§ Collected data
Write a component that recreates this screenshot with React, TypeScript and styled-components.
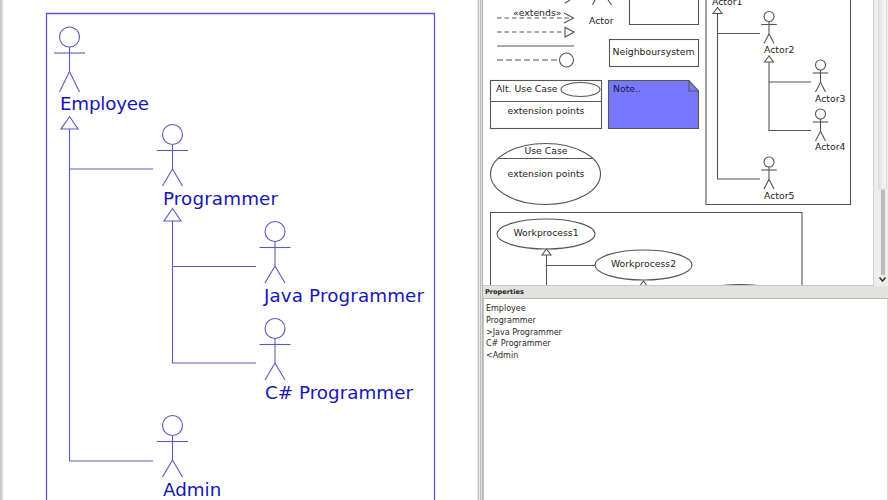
import styled, { createGlobalStyle } from 'styled-components';

const INK_BLUE = '#5a5ac2';
const TEXT_BLUE = '#1616b4';
const INK_GREY = '#555';

const GlobalStyle = createGlobalStyle`
  html, body, #root {
    margin: 0;
    width: 888px;
    height: 500px;
    overflow: hidden;
    background: #fff;
  }
`;

const Page = styled.div`
  display: flex;
  width: 888px;
  height: 500px;
  font-family: 'DejaVu Sans', sans-serif;
  background: #fff;
`;

const EdgeStrip = styled.div`
  flex: 0 0 3px;
  background: linear-gradient(to right, #c4c4c4, #dcdcdc);
`;

const DiagramPane = styled.div`
  flex: 0 0 474px;
  background: #fff;
  overflow: hidden;

  svg {
    display: block;
  }
`;

const Splitter = styled.div`
  flex: 0 0 6px;
  background: linear-gradient(to right, #e4e4e4 0 1px, #c6c6c6 1px 2px, #e6e6e6 2px 3px, #bdbdbd 3px 4px, #e0e0e0 4px 5px, #b4b4b4 5px 6px);
`;

const SideColumn = styled.div`
  flex: 1;
  min-width: 0;
  display: flex;
  flex-direction: column;
`;

const PaletteRow = styled.div`
  flex: 0 0 286px;
  display: flex;
  background: #ededeb;
`;

const PalettePane = styled.div`
  flex: 0 0 391px;
  background: #fff;
  border-right: 1px solid #d0d0d0;
  border-bottom: 1px solid #c8c8c8;
  box-sizing: border-box;
  overflow: hidden;

  svg {
    display: block;
  }
`;

const ScrollBar = styled.div`
  flex: 1;
  display: flex;
  flex-direction: column;
  align-items: center;
  padding-left: 3px;
`;

const ScrollThumb = styled.div`
  flex: 0 0 190px;
  width: 9px;
  box-sizing: border-box;
  background: linear-gradient(to right, #e2e2e2, #f8f8f8);
  border: 1px solid #dadada;
  border-top: none;
  border-radius: 0 0 4px 4px;
`;

const ScrollTrack = styled.div`
  flex: 0 0 85px;
  width: 4px;
  background: #bcbcbc;
`;

const ScrollArrow = styled.svg`
  margin-top: 2px;
  width: 7px;
  height: 5px;
`;

const PropertiesTitle = styled.div`
  flex: 0 0 12px;
  display: flex;
  align-items: center;
  padding-left: 2px;
  font-size: 6.6px;
  font-weight: 700;
  color: #222;
  background: #e2e2de;
  border-bottom: 1px solid #b8b8b4;
`;

const PropertiesBody = styled.div`
  flex: 1;
  padding: 4px 2px;
  background: #fff;
  border-left: 1px solid #c4c4c4;
  border-right: 1px solid #d8d8d8;
`;

const PropertyLine = styled.div`
  height: 11.8px;
  line-height: 11.8px;
  font-size: 8px;
  color: #2a2a2a;
  white-space: pre;
`;

const BlueLabel = styled.text`
  font-family: 'DejaVu Sans', sans-serif;
  font-size: 18.3px;
  fill: ${TEXT_BLUE};
`;

const SmallLabel = styled.text<{ $note?: boolean }>`
  font-family: 'DejaVu Sans', sans-serif;
  font-size: 9.3px;
  fill: ${({ $note }) => ($note ? '#14143c' : '#222')};
`;

const Strokes = styled.g<{ $ink: string }>`
  fill: none;
  stroke: ${({ $ink }) => $ink};
  stroke-width: 1.1;
`;

// stick figure, sized from the head radius; drop = head centre to feet
function Figure({ cx, headY, s = 1, drop = 51.5 }: { cx: number; headY: number; s?: number; drop?: number }) {
  const arm = 15.5 * s;
  const leg = 10 * s;
  const hip = headY + 34.5 * s;
  const foot = headY + drop;
  return (
    <>
      <circle cx={cx} cy={headY} r={10 * s} />
      <line x1={cx} y1={headY + 10 * s} x2={cx} y2={hip} />
      <line x1={cx - arm} y1={headY + 16 * s} x2={cx + arm} y2={headY + 16 * s} />
      <line x1={cx} y1={hip} x2={cx - leg} y2={foot} />
      <line x1={cx} y1={hip} x2={cx + leg} y2={foot} />
    </>
  );
}

function Triangle({ x, top, w, h }: { x: number; top: number; w: number; h: number }) {
  return <polygon points={`${x},${top} ${x - w},${top + h} ${x + w},${top + h}`} />;
}

function EmployeeDiagram() {
  return (
    <svg width={474} height={500} viewBox="3 0 474 500" aria-label="Employee hierarchy">
      <Strokes $ink={INK_BLUE}>
        <path d="M46.5 500V13.5H434.5V500" strokeWidth={1.3} />
        <Figure cx={69.5} headY={37} drop={55} />
        <Figure cx={172.5} headY={134.5} />
        <Figure cx={275} headY={231.5} />
        <Figure cx={275} headY={328.5} />
        <Figure cx={172.5} headY={425.5} />
        <Triangle x={69.5} top={116.5} w={8.5} h={12.5} />
        <Triangle x={172.5} top={208.5} w={8.5} h={12.5} />
        <path d="M69.5 129V461H153M69.5 169H153" />
        <path d="M172.5 221V363H256M172.5 266.5H256" />
      </Strokes>
      <BlueLabel x={60} y={110} textLength={89}>Employee</BlueLabel>
      <BlueLabel x={163} y={205} textLength={115}>Programmer</BlueLabel>
      <BlueLabel x={264} y={302} textLength={160}>Java Programmer</BlueLabel>
      <BlueLabel x={265} y={399} textLength={148}>C# Programmer</BlueLabel>
      <BlueLabel x={163} y={496}>Admin</BlueLabel>
    </svg>
  );
}

function PaletteDiagram() {
  return (
    <svg width={391} height={285} viewBox="483 0 391 285" aria-label="UML palette">
      <Strokes $ink={INK_GREY}>
        {/* arrows column */}
        <path d="M565 3L570 0" />
        <path d="M497 18H573" strokeDasharray="4.5 3" />
        <path d="M564 13L573.5 18L564 23" />
        <path d="M497 32H565" strokeDasharray="4.5 3" />
        <polygon points="574,32 565,27.5 565,37" />
        <path d="M497 46H574" />
        <path d="M497 60H559" strokeDasharray="6 3" />
        <circle cx={566.5} cy={60} r={7} />

        {/* clipped actor and class */}
        <path d="M595 0L592.5 5M608 0L611.5 5" />
        <path d="M629.5 0V24.5H698.5V0" />
        <rect x={609.5} y={39.5} width={89} height={27} />

        {/* alt use case */}
        <rect x={490.5} y={80.5} width={111} height={48} />
        <line x1={490.5} y1={101.5} x2={601.5} y2={101.5} />
        <ellipse cx={580.5} cy={89.5} rx={19.5} ry={7} />

        {/* note */}
        <path d="M608.5 80.5H689L698.5 91V128.5H608.5Z" fill="#7878ff" />
        <path d="M689 80.5V91H698.5" />

        {/* use case */}
        <ellipse cx={545.5} cy={174} rx={55} ry={30.5} />
        <line x1={498} y1={158.5} x2={593} y2={158.5} />

        {/* actor tree */}
        <path d="M706 0V204.5H850.5V0" />
        <Triangle x={717.5} top={7.5} w={4.5} h={6} />
        <Triangle x={769} top={56} w={4.5} h={6} />
        <path d="M717.5 13.5V179H760M717.5 33.5H760" />
        <path d="M769 62V130.5H811M769 82H811" />
        <Figure cx={769} headY={16.5} s={0.5} drop={27} />
        <Figure cx={820.5} headY={65} s={0.5} drop={27} />
        <Figure cx={820.5} headY={114} s={0.5} drop={27} />
        <Figure cx={769} headY={162} s={0.5} drop={27} />

        {/* workprocess tree */}
        <path d="M490.5 285V212.5H802V285" />
        <ellipse cx={546} cy={234} rx={49} ry={15} />
        <ellipse cx={643.5} cy={265} rx={48.5} ry={15} />
        <ellipse cx={740} cy={299.5} rx={49} ry={15} />
        <Triangle x={546.5} top={249} w={4.5} h={6} />
        <Triangle x={643.5} top={281} w={4.5} h={6} />
        <path d="M546.5 255V285M546.5 265.5H595" />
      </Strokes>

      <SmallLabel x={513} y={16}>«extends»</SmallLabel>
      <SmallLabel x={589} y={24}>Actor</SmallLabel>
      <SmallLabel x={653.5} y={55} textAnchor="middle">Neighboursystem</SmallLabel>
      <SmallLabel x={496} y={92}>Alt. Use Case</SmallLabel>
      <SmallLabel x={546} y={114} textAnchor="middle">extension points</SmallLabel>
      <SmallLabel x={613} y={92} $note>Note..</SmallLabel>
      <SmallLabel x={546} y={154} textAnchor="middle">Use Case</SmallLabel>
      <SmallLabel x={546} y={177} textAnchor="middle">extension points</SmallLabel>
      <SmallLabel x={546} y={236} textAnchor="middle">Workprocess1</SmallLabel>
      <SmallLabel x={643.5} y={267} textAnchor="middle">Workprocess2</SmallLabel>
      <SmallLabel x={712} y={5}>Actor1</SmallLabel>
      <SmallLabel x={764} y={53}>Actor2</SmallLabel>
      <SmallLabel x={815} y={102}>Actor3</SmallLabel>
      <SmallLabel x={815} y={150}>Actor4</SmallLabel>
      <SmallLabel x={764} y={199}>Actor5</SmallLabel>
    </svg>
  );
}

const PROPERTY_LINES = ['Employee', 'Programmer', '>Java Programmer', 'C# Programmer', '<Admin'];

export default function App() {
  return (
    <>
      <GlobalStyle />
      <Page>
        <EdgeStrip />
        <DiagramPane>
          <EmployeeDiagram />
        </DiagramPane>
        <Splitter />
        <SideColumn>
          <PaletteRow>
            <PalettePane>
              <PaletteDiagram />
            </PalettePane>
            <ScrollBar>
              <ScrollThumb />
              <ScrollTrack />
              <ScrollArrow viewBox="0 0 7 5" aria-hidden>
                <path d="M0.5 0.5L3.5 4L6.5 0.5" fill="none" stroke="#222" strokeWidth={1.4} />
              </ScrollArrow>
            </ScrollBar>
          </PaletteRow>
          <PropertiesTitle>Properties</PropertiesTitle>
          <PropertiesBody>
            {PROPERTY_LINES.map((line) => (
              <PropertyLine key={line}>{line}</PropertyLine>
            ))}
          </PropertiesBody>
        </SideColumn>
      </Page>
    </>
  );
}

§ Requirement
Without the pictures, please reproduce each line of the listing above exactly, from the first one through the line bearing "const INK_GREY = '#555';".

§ Solution to the problem
Write a component that recreates this screenshot with React, TypeScript and styled-components.
import styled, { createGlobalStyle } from 'styled-components';

const INK_BLUE = '#5a5ac2';
const TEXT_BLUE = '#1616b4';
const INK_GREY = '#555';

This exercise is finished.